When his breathing became more labored and they saw he was half-dead, they lowered him onto the floor and again demanded money.  With none forthcoming, they strung him up again.  The leader of the gang arranged the burning hay and straw directly under Christian, where the searing flames blistered his hands and scorched his clothing.

Again they lowered the feeble old man onto the ground. They threatened him with a revolver and dirk-knife while the other two gang members ransacked his house.  They brought up bread, pies, and meat from the cellar, collected other food they found in the kitchen and spread it on the table.  After stuffing themselves, whatever wasn’t eaten was destroyed.  Christian was tied up as the thieves stole a matched pair of prized gray horses, and the marauders rode away at break-neck speed.

When the hired hand (Mr. Stevanus) didn’t come home at the usual time, his wife sent her two sons to see where he was.  They found the victims and quickly released them.

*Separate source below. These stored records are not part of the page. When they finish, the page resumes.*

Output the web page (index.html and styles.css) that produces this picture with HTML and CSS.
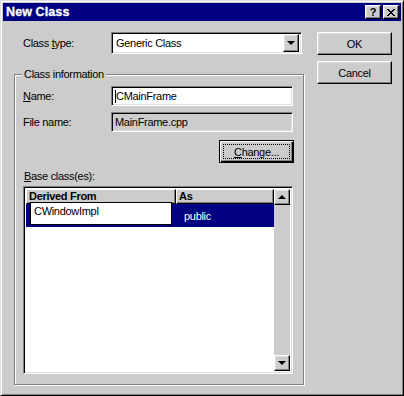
FILE: index.html
```html
<!DOCTYPE html>
<html>
<head>
<meta charset="utf-8">
<link rel="stylesheet" href="styles.css">
</head>
<body>
<div class="window">
  <div class="titlebar">
    <span class="title">New Class</span>
    <div class="caption-btns">
      <span class="cbtn">?</span>
      <span class="cbtn cbtn-x"><svg width="8" height="7" viewBox="0 0 8 7"><path d="M0 0h2v1h1v1h2v-1h1v-1h2v1h-1v1h-1v1h-1v1h1v1h1v1h1v1h-2v-1h-1v-1h-2v1h-1v1h-2v-1h1v-1h1v-1h1v-1h-1v-1h-1v-1h-1z" fill="#000"/></svg></span>
    </div>
  </div>
  <div class="body">
    <div class="left">
      <div class="row-type">
        <span class="lbl">Class <u>t</u>ype:</span>
        <div class="combo field">
          <span class="combo-text">Generic Class</span>
          <span class="btn drop"><i class="tri-down"></i></span>
        </div>
      </div>
      <div class="group">
        <span class="legend">Class information</span>
        <div class="frow">
          <span class="lbl"><u>N</u>ame:</span>
          <div class="edit field"><span class="caret"></span>CMainFrame</div>
        </div>
        <div class="frow frow-file">
          <span class="lbl">File name:</span>
          <div class="edit field disabled">MainFrame.cpp</div>
        </div>
        <div class="change-row">
          <span class="btn btn-default"><span class="focus"><u>C</u>hange...</span></span>
        </div>
        <div class="base-lbl"><u>B</u>ase class(es):</div>
        <div class="list field">
          <div class="list-main">
            <div class="list-head">
              <span class="hcell hcell-derived">Derived From</span>
              <span class="hcell hcell-as">As</span>
            </div>
            <div class="list-row selected">
              <span class="cell cell-derived"><span class="inplace">CWindowImpl</span></span>
              <span class="cell cell-as">public</span>
            </div>
          </div>
          <div class="vscroll">
            <span class="btn sbtn"><i class="tri-up"></i></span>
            <span class="track"></span>
            <span class="btn sbtn"><i class="tri-down"></i></span>
          </div>
        </div>
      </div>
    </div>
    <div class="right">
      <span class="btn pbtn">OK</span>
      <span class="btn pbtn">Cancel</span>
    </div>
  </div>
</div>
</body>
</html>
```

FILE: styles.css
```css
* { box-sizing: border-box; }
html, body { margin: 0; padding: 0; background: #cccccc; }
body {
  font-family: "Liberation Sans", Arial, sans-serif;
  font-size: 11px;
  letter-spacing: -0.3px;
  color: #000;
}
u { text-decoration: underline; text-underline-offset: 1px; }

.window {
  width: 404px;
  height: 396px;
  background: #cccccc;
  border: 1px solid;
  border-color: #dfdfdf #000 #000 #dfdfdf;
  box-shadow: inset 1px 1px #fff, inset -1px -1px #808080;
  padding: 2px;
  display: flex;
  flex-direction: column;
}

.titlebar {
  height: 18px;
  background: #000080;
  display: flex;
  align-items: center;
  justify-content: space-between;
  padding: 0 2px 0 3px;
  flex: none;
}
.title {
  color: #fff;
  font-weight: bold;
  font-size: 12.5px;
  letter-spacing: 0.1px;
  -webkit-text-stroke: 0.3px #fff;
}
.caption-btns { display: flex; gap: 2px; }
.cbtn {
  width: 16px;
  height: 14px;
  background: #cccccc;
  border: 1px solid;
  border-color: #fff #000 #000 #fff;
  box-shadow: inset -1px -1px #808080, inset 1px 1px #dfdfdf;
  display: flex;
  align-items: center;
  justify-content: center;
  font-weight: bold;
  font-size: 11px;
  letter-spacing: 0;
  line-height: 1;
}

.field {
  border: 1px solid;
  border-color: #808080 #fff #fff #808080;
  box-shadow: inset 1px 1px #000, inset -1px -1px #dfdfdf;
  background: #fff;
}
.btn {
  background: #cccccc;
  border: 1px solid;
  border-color: #fff #000 #000 #fff;
  box-shadow: inset -1px -1px #808080, inset 1px 1px #dfdfdf;
  display: flex;
  align-items: center;
  justify-content: center;
}

.body {
  flex: 1;
  display: flex;
  padding: 11px 0 0 11px;
}
.left { width: 290px; display: flex; flex-direction: column; }
.right {
  margin-left: 13px;
  display: flex;
  flex-direction: column;
  gap: 6px;
}
.pbtn { width: 75px; height: 23px; }

.row-type { display: flex; align-items: center; height: 22px; }
.lbl { width: 97px; padding-left: 9px; flex: none; }
.combo {
  width: 191px;
  height: 22px;
  display: flex;
  align-items: center;
  padding: 2px;
}
.combo-text { flex: 1; padding-left: 2px; }
.drop { width: 16px; height: 18px; }
.tri-down, .tri-up {
  display: block;
  width: 0; height: 0;
  border-left: 4px solid transparent;
  border-right: 4px solid transparent;
}
.tri-down { border-top: 4px solid #000; }
.tri-up { border-bottom: 4px solid #000; }

.group {
  position: relative;
  margin-top: 20px;
  width: 290px;
  height: 311px;
  border: 1px solid #808080;
  box-shadow: inset 1px 1px #fff, 1px 1px #fff;
  padding: 11px 0 0 8px;
  display: flex;
  flex-direction: column;
}
.legend {
  position: absolute;
  left: 7px;
  top: -8px;
  background: #cccccc;
  padding: 0 2px;
  line-height: 14px;
}
.frow { display: flex; align-items: center; height: 20px; }
.frow-file { margin-top: 6px; }
.frow .lbl { width: 88px; padding-left: 0; }
.edit {
  width: 182px;
  height: 20px;
  display: flex;
  align-items: center;
  padding-left: 3px;
  position: relative;
}
.edit.disabled {
  background: #cccccc;
  box-shadow: inset 1px 1px #000, inset -1px -1px #dfdfdf;
}
.caret {
  display: inline-block;
  width: 1px;
  height: 13px;
  background: #000;
}
.change-row { display: flex; justify-content: flex-end; margin-top: 8px; padding-right: 9px; }
.btn-default {
  width: 75px;
  height: 23px;
  border: 1px solid #000;
  box-shadow: inset 1px 1px #fff, inset -1px -1px #000, inset -2px -2px #808080;
  padding: 3px;
}
.focus {
  width: 100%;
  height: 100%;
  border: 1px dotted #000;
  display: flex;
  align-items: center;
  justify-content: center;
}
.base-lbl { margin-top: 6px; padding-left: 1px; line-height: 14px; }
.list {
  margin-top: 3px;
  width: 270px;
  height: 188px;
  padding: 2px;
  display: flex;
}
.list-main { flex: 1; display: flex; flex-direction: column; }
.list-head { display: flex; height: 15px; }
.hcell {
  background: #cccccc;
  border: 1px solid;
  border-color: #fff #000 #000 #fff;
  box-shadow: inset -1px -1px #808080;
  font-weight: bold;
  padding-left: 2px;
  line-height: 12px;
}
.hcell-derived { width: 150px; }
.hcell-as { flex: 1; }
.list-row { display: flex; height: 23px; }
.selected { background: #000080; color: #fff; }
.cell { position: relative; display: flex; align-items: center; }
.cell-derived { width: 150px; }
.cell-as { padding-left: 8px; }
.inplace {
  position: absolute;
  left: 4px;
  top: -2px;
  width: 142px;
  height: 23px;
  background: #fff;
  color: #000;
  border: 1px solid #000;
  padding: 2px 0 0 3px;
}
.vscroll { width: 16px; display: flex; flex-direction: column; }
.sbtn { height: 16px; flex: none; }
.track { flex: 1; background: #cccccc; }
```
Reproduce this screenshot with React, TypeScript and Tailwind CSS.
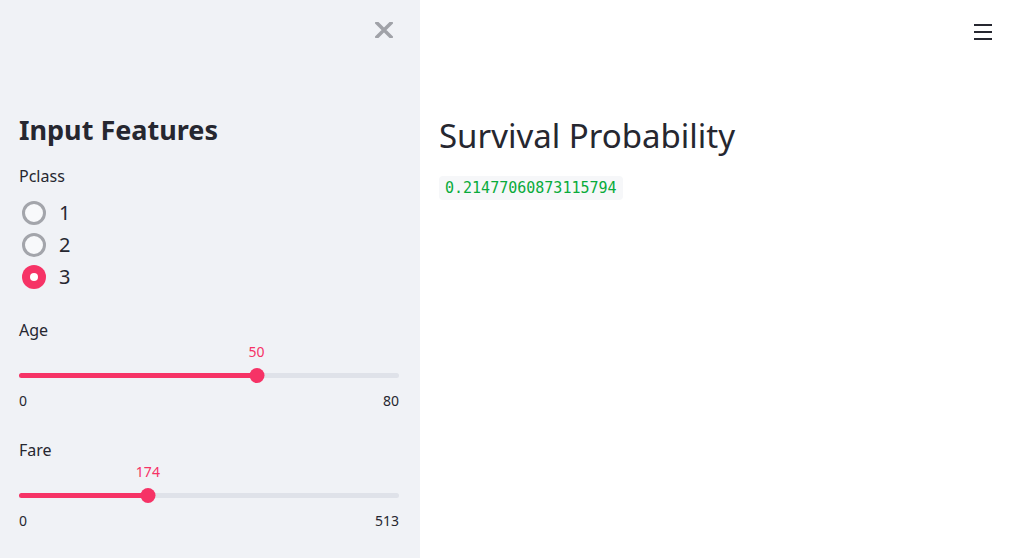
const PINK = "#f63366";

type SliderProps = { label: string; value: number; min: number; max: number };

const Slider = ({ label, value, min, max }: SliderProps) => {
  const pct = ((value - min) / (max - min)) * 100;
  return (
    <div>
      <p className="text-[16px] leading-[20px] text-[#262730]">{label}</p>
      <div className="relative mt-[2px] h-[20px]">
        <span
          className="absolute -translate-x-1/2 text-[14px] leading-[20px] text-[#f63366]"
          style={{ left: `${pct}%` }}
        >
          {value}
        </span>
      </div>
      <div className="relative mt-[5px] h-[16px]">
        <div className="absolute left-0 right-0 top-[6px] h-[5px] rounded-full bg-[#dfe2e9]" />
        <div
          className="absolute left-0 top-[6px] h-[5px] rounded-full bg-[#f63366]"
          style={{ width: `${pct}%` }}
        />
        <div
          className="absolute top-[1px] h-[15px] w-[15px] -translate-x-1/2 rounded-full bg-[#f63366]"
          style={{ left: `${pct}%` }}
        />
      </div>
      <div className="mt-[8px] flex justify-between text-[14px] leading-[20px] text-[#262730]">
        <span>{min}</span>
        <span>{max}</span>
      </div>
    </div>
  );
};

const Radio = ({ label, checked }: { label: string; checked?: boolean }) => (
  <div className="flex h-[32px] items-center">
    <div className="flex w-[32px] items-center">
      {checked ? (
        <span className="flex h-[24px] w-[24px] items-center justify-center rounded-full bg-[#f63366]">
          <span className="h-[8px] w-[8px] rounded-full bg-white" />
        </span>
      ) : (
        <span className="h-[24px] w-[24px] rounded-full border-[3px] border-[#a3a5ab] bg-[#f8f9fb]" />
      )}
    </div>
    <span className="pl-[5px] text-[20px] leading-[28px] text-[#262730]">{label}</span>
  </div>
);

export default function App() {
  return (
    <div
      className="flex h-[558px] w-[1024px] overflow-hidden bg-white"
      style={{ fontFamily: '"Noto Sans", "Noto Sans CJK JP", sans-serif' }}
    >
      <aside className="h-full w-[420px] shrink-0 bg-[#f0f2f6]">
        <div className="flex justify-end pr-[27px] pt-[22px]">
          <svg width="18" height="16" viewBox="0 0 18 16">
            <path d="M2 1 L16 15 M16 1 L2 15" stroke="#a0a2a8" strokeWidth="3.5" strokeLinecap="square" />
          </svg>
        </div>
        <div className="px-[19px] pr-[21px]">
          <h2 className="mt-[74px] text-[27px] font-bold leading-[36px] text-[#262730]">Input Features</h2>
          <p className="mt-[18px] text-[16px] leading-[20px] text-[#262730]">Pclass</p>
          <div className="mt-[11px] pl-[3px]">
            <Radio label="1" />
            <Radio label="2" />
            <Radio label="3" checked />
          </div>
          <div className="mt-[27px]">
            <Slider label="Age" value={50} min={0} max={80} />
          </div>
          <div className="mt-[29px]">
            <Slider label="Fare" value={174} min={0} max={513} />
          </div>
        </div>
      </aside>
      <main className="flex-1">
        <div className="flex justify-end pr-[32px] pt-[24px]">
          <div className="flex w-[18px] flex-col gap-[5px]">
            <span className="h-[2px] bg-[#262730]" />
            <span className="h-[2px] bg-[#262730]" />
            <span className="h-[2px] bg-[#262730]" />
          </div>
        </div>
        <div className="pl-[19px]">
          <h1 className="mt-[74px] text-[33px] leading-[44px] text-[#262730]">Survival Probability</h1>
          <code
            className="mt-[18px] block w-fit rounded-[4px] bg-[#f6f7f9] px-[6px] text-[15px] leading-[24px] text-[#09ab3b]"
            style={{ fontFamily: '"DejaVu Sans Mono", monospace' }}
          >
            0.21477060873115794
          </code>
        </div>
      </main>
    </div>
  );
}
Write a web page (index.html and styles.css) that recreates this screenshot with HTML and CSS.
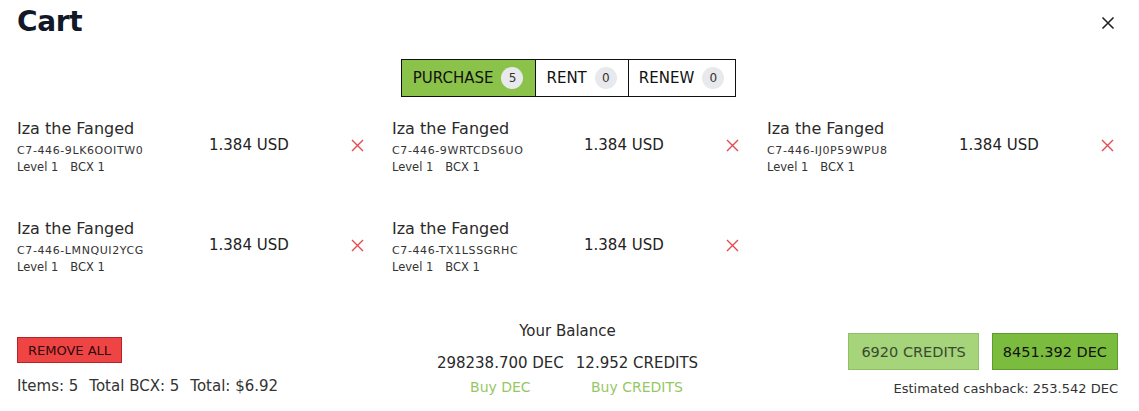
FILE: index.html
```html
<!DOCTYPE html>
<html>
<head>
<meta charset="utf-8">
<link rel="stylesheet" href="styles.css">
</head>
<body>
<div class="modal">
  <header class="head">
    <h1 class="title">Cart</h1>
    <button class="close" aria-label="Close">
      <svg width="14" height="14" viewBox="0 0 14 14"><path d="M1.5 1.5L12.5 12.5M12.5 1.5L1.5 12.5" stroke="#222" stroke-width="1.6" fill="none"/></svg>
    </button>
  </header>
  <nav class="tabs">
    <div class="tab active">PURCHASE <span class="badge">5</span></div>
    <div class="tab">RENT <span class="badge">0</span></div>
    <div class="tab">RENEW <span class="badge">0</span></div>
  </nav>
  <section class="items">
    <div class="item">
      <div class="info"><div class="name">Iza the Fanged</div><div class="uid">C7-446-9LK6OOITW0</div><div class="meta"><span>Level 1</span><span>BCX 1</span></div></div>
      <div class="price">1.384 USD</div>
      <svg class="rm" width="13" height="13" viewBox="0 0 13 13"><path d="M1 1L12 12M12 1L1 12" stroke="#e5484d" stroke-width="1.4" fill="none"/></svg>
    </div>
    <div class="item">
      <div class="info"><div class="name">Iza the Fanged</div><div class="uid">C7-446-9WRTCDS6UO</div><div class="meta"><span>Level 1</span><span>BCX 1</span></div></div>
      <div class="price">1.384 USD</div>
      <svg class="rm" width="13" height="13" viewBox="0 0 13 13"><path d="M1 1L12 12M12 1L1 12" stroke="#e5484d" stroke-width="1.4" fill="none"/></svg>
    </div>
    <div class="item">
      <div class="info"><div class="name">Iza the Fanged</div><div class="uid">C7-446-IJ0P59WPU8</div><div class="meta"><span>Level 1</span><span>BCX 1</span></div></div>
      <div class="price">1.384 USD</div>
      <svg class="rm" width="13" height="13" viewBox="0 0 13 13"><path d="M1 1L12 12M12 1L1 12" stroke="#e5484d" stroke-width="1.4" fill="none"/></svg>
    </div>
    <div class="item">
      <div class="info"><div class="name">Iza the Fanged</div><div class="uid">C7-446-LMNQUI2YCG</div><div class="meta"><span>Level 1</span><span>BCX 1</span></div></div>
      <div class="price">1.384 USD</div>
      <svg class="rm" width="13" height="13" viewBox="0 0 13 13"><path d="M1 1L12 12M12 1L1 12" stroke="#e5484d" stroke-width="1.4" fill="none"/></svg>
    </div>
    <div class="item">
      <div class="info"><div class="name">Iza the Fanged</div><div class="uid">C7-446-TX1LSSGRHC</div><div class="meta"><span>Level 1</span><span>BCX 1</span></div></div>
      <div class="price">1.384 USD</div>
      <svg class="rm" width="13" height="13" viewBox="0 0 13 13"><path d="M1 1L12 12M12 1L1 12" stroke="#e5484d" stroke-width="1.4" fill="none"/></svg>
    </div>
  </section>
  <footer class="foot">
    <div class="left">
      <button class="remove">REMOVE ALL</button>
      <div class="totals"><span>Items: 5</span><span>Total BCX: 5</span><span>Total: $6.92</span></div>
    </div>
    <div class="center">
      <div class="bal-title">Your Balance</div>
      <div class="bal-row">
        <div class="bal-col"><span class="bal-val">298238.700 DEC</span><span class="buy">Buy DEC</span></div>
        <div class="bal-col"><span class="bal-val">12.952 CREDITS</span><span class="buy">Buy CREDITS</span></div>
      </div>
    </div>
    <div class="right">
      <div class="pay">
        <button class="pay-credits">6920 CREDITS</button>
        <button class="pay-dec">8451.392 DEC</button>
      </div>
      <div class="cashback">Estimated cashback: 253.542 DEC</div>
    </div>
  </footer>
</div>
</body>
</html>
```
FILE: styles.css
```css
* { box-sizing: border-box; }
html, body { margin: 0; padding: 0; background: #fff; }
body { font-family: "DejaVu Sans", "Noto Sans", sans-serif; color: #2a2a2a; }
.modal { width: 1139px; height: 411px; padding: 0 21px 0 17px; }
.head { display: flex; justify-content: space-between; align-items: flex-start; height: 59px; }
.title { margin: 4px 0 0; font-size: 28px; font-weight: 700; color: #111827; line-height: 36px; letter-spacing: -0.3px; }
.close { border: 0; background: none; padding: 0; margin: 16px 3px 0 0; width: 14px; height: 14px; display: flex; }
.tabs { display: flex; justify-content: center; padding-left: 2px; }
.tab { display: flex; align-items: center; gap: 8px; height: 38px; padding: 0 11px 0 10px; border: 1px solid #111; font-size: 15px; color: #111; }
.tab.active { padding: 0 12px 0 11px; background: #8bc34a; }
.tab + .tab { border-left: 0; }
.badge { display: inline-flex; align-items: center; justify-content: center; width: 22px; height: 22px; border-radius: 50%; background: #e8e9ec; font-size: 12px; color: #333; }
.items { display: grid; grid-template-columns: repeat(3, 375px); grid-auto-rows: 100px; margin-top: 21px; }
.item { display: flex; align-items: flex-start; }
.info { width: 192px; }
.name { font-size: 16px; line-height: 22px; color: #2a2a2a; }
.uid { font-size: 11px; line-height: 16px; letter-spacing: 0.6px; color: #333; margin-top: 3px; }
.meta { font-size: 11.5px; line-height: 16px; color: #333; display: flex; gap: 12px; }
.price { width: 142px; font-size: 15px; line-height: 20px; margin-top: 17px; color: #222; }
.rm { margin-top: 21px; }
.foot { display: grid; grid-template-columns: 1fr auto 1fr; margin-top: 2px; }
.left { padding-top: 17px; }
.remove { display: block; background: #ef4444; border: 1px solid #b4232a; color: #2b0b0b; font-family: inherit; font-size: 13px; height: 26px; padding: 0 10px; }
.totals { margin-top: 14px; font-size: 15px; display: flex; gap: 11px; color: #333; }
.center { text-align: center; }
.bal-title { font-size: 15px; line-height: 22px; color: #2a2a2a; }
.bal-row { margin-top: 10px; display: flex; gap: 12px; justify-content: center; }
.bal-col { display: flex; flex-direction: column; align-items: center; }
.bal-val { font-size: 15px; line-height: 22px; }
.buy { margin-top: 3px; font-size: 14px; line-height: 20px; color: #96c764; }
.right { display: flex; flex-direction: column; align-items: flex-end; padding-top: 13px; }
.pay { display: flex; gap: 13px; }
.pay button { height: 37px; font-family: inherit; font-size: 14.5px; }
.pay-credits { background: #a5d47b; border: 1px solid #8fc063; color: #3a4a30; padding: 0 12px; }
.pay-dec { background: #7bbc3f; border: 1px solid #5f9a2c; color: #111; padding: 0 10px; }
.cashback { margin-top: 11px; font-size: 13px; color: #333; }
```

Fifteen days later, on April 28, 1889, the thugs were captured, led by an armed body of courageous men from the tiny village of Summit Mills; the men were led by ex-Sheriff Kyle of Meyersdale, PA. Bravo!  They did what law enforcement was afraid to do.

The entire McClellandtown Gang was given a hearing before Judge Baer on May 10. 1889, and were convicted on May 30.  They were sentenced to ten years in solitary confinement in the Western Penitentiary. 

This notorious gang had been allowed to pillage and terrorize all of Fayette County for years because authorities were filled with fear.  All their “attempts” at capture had failed.

Whether it’s in our personal or spiritual life, fear paralyzes – produces inaction or the wrong action.  Our intimidator and thief, the devil, roams around looking for someone to devour.  That’s why we need the ammunition of the Word of God: speak it, stand on it, and don’t lose courage.  Fear produces timidity.  Faith overcomes fear every time.

“For God did not give us a spirit of timidity, but a spirit of power, of love and of self-discipline.”  2 Timothy 1:7 (NIV)

Don’t let the devil steal from you.

*My source for the above account is a booklet titled “The Robbery of Christian Yoder by the McClellandtown Gang 1889.”  The booklet was reprinted by my grandfather, Claude Yoder, in 1973.